The Dinosaurs is the perfect dinosaur film for the Trump era.
Dinosaurs have been a foil for our worries, fears, and frustrations for a long time. A 1855 cartoon in Punch jokes that dinosaurs are ruined by being turned into icons of education and social betterment rather than being left as monsters. In 1916, the pacifist Anti-Preparedness Committee adopted “Jingo” the Stegosaurus as their mascot, an embodiment of “all armor plate and no brains!” that was meant to embarrass people out of getting involved in WWI. “Going the way of the dinosaur” was a 20th century aphorism that had less to do with the reality of extinction than the idea that dinosaurs were too slow and dim-witted to adapt - just like businesses that had grown too large to shift with market fluctuations. And of course, war was always there. As Zoë Lescaze documents in her epic and lavish Paleoart, at the time English naturalists and scholars were just beginning to develop a science of paleontology and name ancient creatures such as Pleiosaurus and Megalosaurus in the early 19th century, “paleoart held a mirror to an expanding empire, reflecting its shining ideals or progress and well-ordered sovereignty, as well as the relentless violence that secured imperial control.”

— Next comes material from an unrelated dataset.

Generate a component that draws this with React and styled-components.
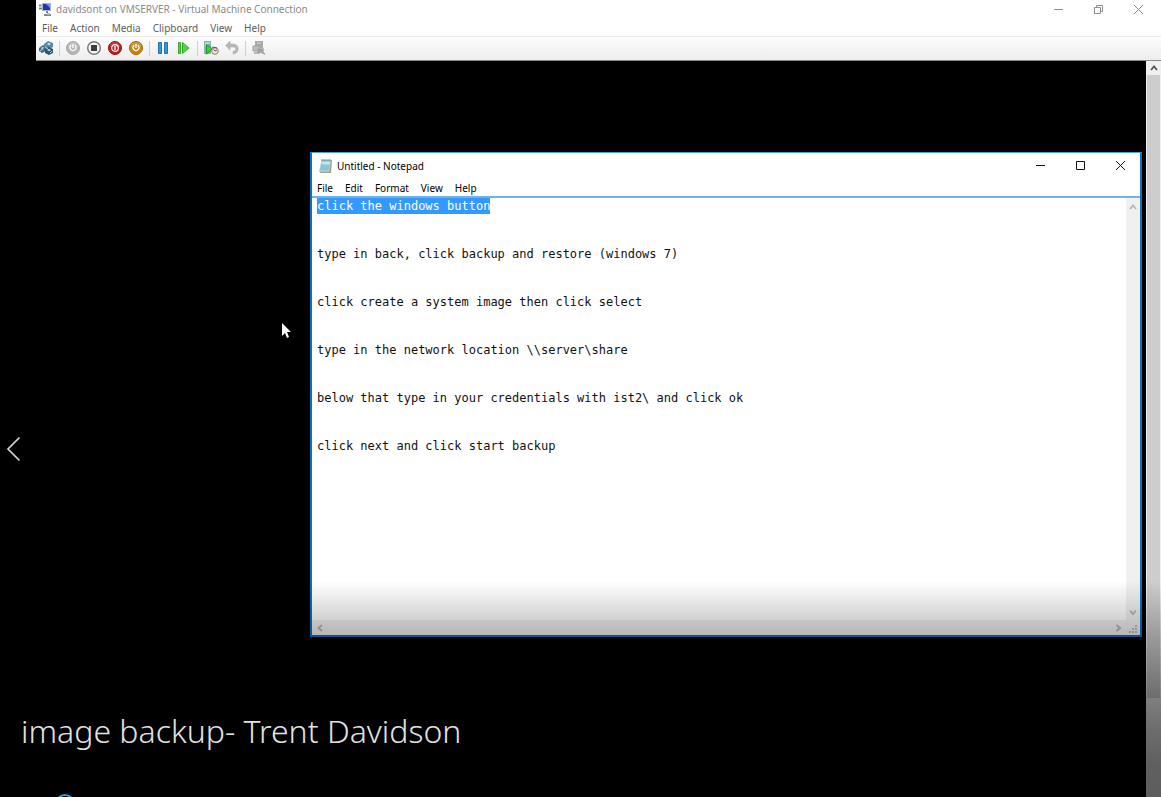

Lescaze may as well have been writing about The Dinosaurs. In America, a nation built on stolen land, stolen people, and stolen labor, we’ve seen a 21st century intensification of the same imperialist, colonialist, and fascist drives. For years we’ve heard Trump’s bluster and threats over annexing Canada and stealing Greenland, which now seem like nothing compared to the kidnapping of Venezuela’s president and his wife and Trump’s ongoing threats to send Iran to “the Stone Age.” Day by day and hour by hour, there is more shouting and posturing over superiority and control - more than a decade of hateful white supremacist vitriol centered on one man’s distorted view of the world. The Dinosaurs shares the same concern, the show’s narration making every scene about power, ferocity, and world domination.